## BEGIN

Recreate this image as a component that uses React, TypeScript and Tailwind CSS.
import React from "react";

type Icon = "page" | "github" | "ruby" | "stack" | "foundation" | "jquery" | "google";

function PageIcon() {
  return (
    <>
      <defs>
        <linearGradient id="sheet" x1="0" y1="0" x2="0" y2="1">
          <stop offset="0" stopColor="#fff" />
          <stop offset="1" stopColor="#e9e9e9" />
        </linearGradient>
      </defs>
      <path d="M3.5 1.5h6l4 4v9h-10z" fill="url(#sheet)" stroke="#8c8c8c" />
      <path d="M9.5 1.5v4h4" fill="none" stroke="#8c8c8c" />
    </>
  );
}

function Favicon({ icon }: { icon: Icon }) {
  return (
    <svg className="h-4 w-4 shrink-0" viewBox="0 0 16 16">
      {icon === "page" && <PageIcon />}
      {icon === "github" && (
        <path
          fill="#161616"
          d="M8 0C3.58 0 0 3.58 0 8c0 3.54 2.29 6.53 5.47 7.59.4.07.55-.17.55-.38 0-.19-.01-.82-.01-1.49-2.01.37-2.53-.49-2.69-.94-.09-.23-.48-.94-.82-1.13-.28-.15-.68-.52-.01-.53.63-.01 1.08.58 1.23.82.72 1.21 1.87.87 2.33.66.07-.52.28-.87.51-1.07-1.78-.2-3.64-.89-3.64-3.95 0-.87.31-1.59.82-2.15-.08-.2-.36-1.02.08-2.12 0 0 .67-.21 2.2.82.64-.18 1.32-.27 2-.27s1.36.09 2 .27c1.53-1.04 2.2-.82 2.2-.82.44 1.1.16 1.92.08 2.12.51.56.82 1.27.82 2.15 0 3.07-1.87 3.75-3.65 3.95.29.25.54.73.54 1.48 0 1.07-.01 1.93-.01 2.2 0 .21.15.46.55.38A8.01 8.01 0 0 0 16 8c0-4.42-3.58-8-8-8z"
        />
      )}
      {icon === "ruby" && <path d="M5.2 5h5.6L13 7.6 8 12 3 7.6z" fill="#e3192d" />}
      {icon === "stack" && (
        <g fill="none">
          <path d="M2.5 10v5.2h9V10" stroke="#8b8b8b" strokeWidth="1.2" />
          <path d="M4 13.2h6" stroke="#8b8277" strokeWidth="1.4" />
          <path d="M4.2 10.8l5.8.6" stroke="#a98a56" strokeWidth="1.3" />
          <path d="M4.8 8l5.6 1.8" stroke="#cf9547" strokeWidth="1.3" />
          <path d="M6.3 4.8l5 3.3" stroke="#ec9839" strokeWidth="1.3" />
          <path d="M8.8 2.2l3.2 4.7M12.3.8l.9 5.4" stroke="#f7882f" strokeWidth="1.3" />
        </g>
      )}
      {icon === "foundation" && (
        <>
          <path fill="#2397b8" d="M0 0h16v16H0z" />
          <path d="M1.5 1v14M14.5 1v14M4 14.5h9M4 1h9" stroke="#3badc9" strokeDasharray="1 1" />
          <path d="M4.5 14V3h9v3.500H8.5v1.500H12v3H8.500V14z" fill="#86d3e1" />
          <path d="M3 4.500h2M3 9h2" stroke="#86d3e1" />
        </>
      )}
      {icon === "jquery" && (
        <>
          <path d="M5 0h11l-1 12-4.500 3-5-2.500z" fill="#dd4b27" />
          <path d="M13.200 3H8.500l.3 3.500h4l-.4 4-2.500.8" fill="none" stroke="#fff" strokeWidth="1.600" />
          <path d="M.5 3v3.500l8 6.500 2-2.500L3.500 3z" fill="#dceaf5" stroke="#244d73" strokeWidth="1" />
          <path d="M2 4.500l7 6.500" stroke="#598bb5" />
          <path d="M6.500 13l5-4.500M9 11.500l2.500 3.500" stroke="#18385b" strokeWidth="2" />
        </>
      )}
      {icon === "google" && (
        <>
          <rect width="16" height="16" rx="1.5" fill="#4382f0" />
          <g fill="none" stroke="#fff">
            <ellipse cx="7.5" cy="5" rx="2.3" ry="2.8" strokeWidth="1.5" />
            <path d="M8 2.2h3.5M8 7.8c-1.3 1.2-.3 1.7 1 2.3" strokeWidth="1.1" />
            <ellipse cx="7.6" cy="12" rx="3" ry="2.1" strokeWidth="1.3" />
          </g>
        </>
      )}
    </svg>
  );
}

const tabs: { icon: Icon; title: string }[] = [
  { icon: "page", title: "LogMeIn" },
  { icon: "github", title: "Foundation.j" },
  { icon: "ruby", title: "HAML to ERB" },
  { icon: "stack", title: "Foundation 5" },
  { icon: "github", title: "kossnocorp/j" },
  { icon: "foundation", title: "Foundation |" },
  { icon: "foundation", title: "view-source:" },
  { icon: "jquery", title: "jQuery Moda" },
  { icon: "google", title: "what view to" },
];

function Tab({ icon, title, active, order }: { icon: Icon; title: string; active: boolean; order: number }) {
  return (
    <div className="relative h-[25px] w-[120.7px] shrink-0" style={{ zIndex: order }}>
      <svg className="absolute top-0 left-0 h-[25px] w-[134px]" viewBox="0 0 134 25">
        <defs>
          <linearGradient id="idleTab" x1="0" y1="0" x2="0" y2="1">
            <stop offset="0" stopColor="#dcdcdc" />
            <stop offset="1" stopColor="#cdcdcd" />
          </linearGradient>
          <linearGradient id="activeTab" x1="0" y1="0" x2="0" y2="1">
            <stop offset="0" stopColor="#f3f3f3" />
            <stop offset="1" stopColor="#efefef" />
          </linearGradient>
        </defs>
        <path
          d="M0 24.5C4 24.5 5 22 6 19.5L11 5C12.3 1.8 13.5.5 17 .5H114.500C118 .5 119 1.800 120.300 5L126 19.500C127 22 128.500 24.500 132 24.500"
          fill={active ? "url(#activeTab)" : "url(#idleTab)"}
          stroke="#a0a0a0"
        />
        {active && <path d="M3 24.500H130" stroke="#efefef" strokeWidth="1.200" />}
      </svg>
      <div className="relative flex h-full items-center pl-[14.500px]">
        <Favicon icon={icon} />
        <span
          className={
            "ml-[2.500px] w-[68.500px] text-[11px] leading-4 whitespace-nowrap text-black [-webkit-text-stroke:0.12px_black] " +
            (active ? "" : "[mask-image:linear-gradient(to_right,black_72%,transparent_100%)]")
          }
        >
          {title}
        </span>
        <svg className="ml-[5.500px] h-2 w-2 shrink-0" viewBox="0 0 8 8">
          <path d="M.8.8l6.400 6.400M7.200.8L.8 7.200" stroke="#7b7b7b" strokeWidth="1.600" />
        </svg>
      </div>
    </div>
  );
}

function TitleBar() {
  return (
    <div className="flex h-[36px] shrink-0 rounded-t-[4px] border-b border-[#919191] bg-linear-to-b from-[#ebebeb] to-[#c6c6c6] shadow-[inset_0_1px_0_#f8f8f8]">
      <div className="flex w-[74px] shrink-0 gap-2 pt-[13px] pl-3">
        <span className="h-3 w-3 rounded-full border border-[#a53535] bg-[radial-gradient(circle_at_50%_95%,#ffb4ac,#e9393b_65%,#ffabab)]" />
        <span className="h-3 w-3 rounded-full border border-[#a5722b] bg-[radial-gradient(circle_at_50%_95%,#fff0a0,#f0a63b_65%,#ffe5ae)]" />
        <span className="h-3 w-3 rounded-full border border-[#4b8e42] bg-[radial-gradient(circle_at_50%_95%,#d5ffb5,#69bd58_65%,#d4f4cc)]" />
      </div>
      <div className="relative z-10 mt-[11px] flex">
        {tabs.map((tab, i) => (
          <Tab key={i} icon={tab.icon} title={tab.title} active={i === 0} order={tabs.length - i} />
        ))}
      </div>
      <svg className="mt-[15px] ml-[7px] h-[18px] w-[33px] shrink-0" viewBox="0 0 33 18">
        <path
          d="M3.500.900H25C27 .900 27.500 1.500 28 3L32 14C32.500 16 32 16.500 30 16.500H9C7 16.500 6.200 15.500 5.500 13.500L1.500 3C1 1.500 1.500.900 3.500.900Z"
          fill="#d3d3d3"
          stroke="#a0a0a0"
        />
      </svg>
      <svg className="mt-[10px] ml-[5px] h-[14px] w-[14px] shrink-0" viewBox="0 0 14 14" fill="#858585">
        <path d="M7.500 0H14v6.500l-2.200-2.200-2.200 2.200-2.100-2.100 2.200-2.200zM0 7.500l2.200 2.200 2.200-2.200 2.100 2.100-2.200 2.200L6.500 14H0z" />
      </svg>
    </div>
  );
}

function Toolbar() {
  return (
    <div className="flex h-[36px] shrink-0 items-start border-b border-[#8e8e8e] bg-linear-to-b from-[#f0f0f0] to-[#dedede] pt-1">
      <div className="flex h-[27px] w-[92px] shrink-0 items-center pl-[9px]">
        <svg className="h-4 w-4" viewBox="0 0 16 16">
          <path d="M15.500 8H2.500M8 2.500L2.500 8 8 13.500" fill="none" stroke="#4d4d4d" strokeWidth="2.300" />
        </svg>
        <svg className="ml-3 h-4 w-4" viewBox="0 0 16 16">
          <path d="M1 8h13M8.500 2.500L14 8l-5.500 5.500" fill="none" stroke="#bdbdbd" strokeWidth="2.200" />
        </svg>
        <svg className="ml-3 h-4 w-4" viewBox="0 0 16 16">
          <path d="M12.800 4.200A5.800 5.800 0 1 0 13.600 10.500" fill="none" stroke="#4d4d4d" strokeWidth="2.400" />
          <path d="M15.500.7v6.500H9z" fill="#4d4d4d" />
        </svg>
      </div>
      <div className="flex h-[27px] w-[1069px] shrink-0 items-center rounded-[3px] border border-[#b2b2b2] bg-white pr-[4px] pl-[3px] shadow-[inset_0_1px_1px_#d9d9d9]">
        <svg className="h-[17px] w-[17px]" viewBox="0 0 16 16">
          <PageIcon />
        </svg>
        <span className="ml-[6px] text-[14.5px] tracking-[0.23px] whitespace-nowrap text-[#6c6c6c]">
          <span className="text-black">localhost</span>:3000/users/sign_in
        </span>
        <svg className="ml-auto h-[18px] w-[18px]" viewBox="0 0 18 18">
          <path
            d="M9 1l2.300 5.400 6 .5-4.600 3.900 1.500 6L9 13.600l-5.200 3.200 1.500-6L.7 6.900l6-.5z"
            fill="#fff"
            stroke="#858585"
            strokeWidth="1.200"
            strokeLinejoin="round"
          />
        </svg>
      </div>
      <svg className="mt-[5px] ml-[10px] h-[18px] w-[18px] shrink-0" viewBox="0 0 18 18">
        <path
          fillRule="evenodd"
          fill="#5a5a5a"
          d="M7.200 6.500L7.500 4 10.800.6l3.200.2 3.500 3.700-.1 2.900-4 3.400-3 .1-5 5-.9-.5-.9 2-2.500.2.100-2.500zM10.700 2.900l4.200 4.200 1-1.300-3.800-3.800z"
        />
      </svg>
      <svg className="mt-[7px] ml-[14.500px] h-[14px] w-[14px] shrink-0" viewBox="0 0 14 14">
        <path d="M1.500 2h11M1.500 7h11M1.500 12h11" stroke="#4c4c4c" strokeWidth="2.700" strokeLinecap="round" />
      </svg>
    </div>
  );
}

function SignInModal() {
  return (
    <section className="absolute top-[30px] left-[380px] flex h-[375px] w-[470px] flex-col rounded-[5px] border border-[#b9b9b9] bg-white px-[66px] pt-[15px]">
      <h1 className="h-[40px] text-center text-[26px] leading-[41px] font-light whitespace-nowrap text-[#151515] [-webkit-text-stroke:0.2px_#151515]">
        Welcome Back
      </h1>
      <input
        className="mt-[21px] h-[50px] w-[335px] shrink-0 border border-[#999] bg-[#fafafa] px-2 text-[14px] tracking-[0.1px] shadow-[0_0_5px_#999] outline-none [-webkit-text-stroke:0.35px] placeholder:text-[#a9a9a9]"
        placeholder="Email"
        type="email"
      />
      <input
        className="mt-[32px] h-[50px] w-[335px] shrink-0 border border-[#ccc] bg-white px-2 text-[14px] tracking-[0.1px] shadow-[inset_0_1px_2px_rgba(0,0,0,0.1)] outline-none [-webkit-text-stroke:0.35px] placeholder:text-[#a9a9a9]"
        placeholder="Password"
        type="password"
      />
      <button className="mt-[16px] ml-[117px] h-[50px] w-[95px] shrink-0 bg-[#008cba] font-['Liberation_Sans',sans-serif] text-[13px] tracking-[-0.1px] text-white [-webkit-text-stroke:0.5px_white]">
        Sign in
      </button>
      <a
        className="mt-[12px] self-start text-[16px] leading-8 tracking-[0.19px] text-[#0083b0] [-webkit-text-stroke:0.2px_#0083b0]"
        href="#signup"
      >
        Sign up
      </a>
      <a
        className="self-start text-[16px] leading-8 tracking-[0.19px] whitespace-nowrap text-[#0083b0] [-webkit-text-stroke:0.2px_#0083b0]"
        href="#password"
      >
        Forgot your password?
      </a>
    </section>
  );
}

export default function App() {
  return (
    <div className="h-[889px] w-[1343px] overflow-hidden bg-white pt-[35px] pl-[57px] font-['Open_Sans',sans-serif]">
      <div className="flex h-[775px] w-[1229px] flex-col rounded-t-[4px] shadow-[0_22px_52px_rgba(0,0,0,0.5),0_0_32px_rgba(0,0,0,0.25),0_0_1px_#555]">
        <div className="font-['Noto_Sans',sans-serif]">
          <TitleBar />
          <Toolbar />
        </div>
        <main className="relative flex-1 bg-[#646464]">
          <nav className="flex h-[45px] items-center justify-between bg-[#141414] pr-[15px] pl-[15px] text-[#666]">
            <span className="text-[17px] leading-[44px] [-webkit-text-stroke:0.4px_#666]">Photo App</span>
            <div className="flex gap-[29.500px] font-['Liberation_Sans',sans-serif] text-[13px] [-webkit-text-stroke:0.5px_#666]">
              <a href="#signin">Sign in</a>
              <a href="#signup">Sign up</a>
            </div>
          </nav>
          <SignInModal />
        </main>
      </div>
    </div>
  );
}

## END

What you need to do
State the number of lines above that hold the string "image", with nothing added.

Task result
2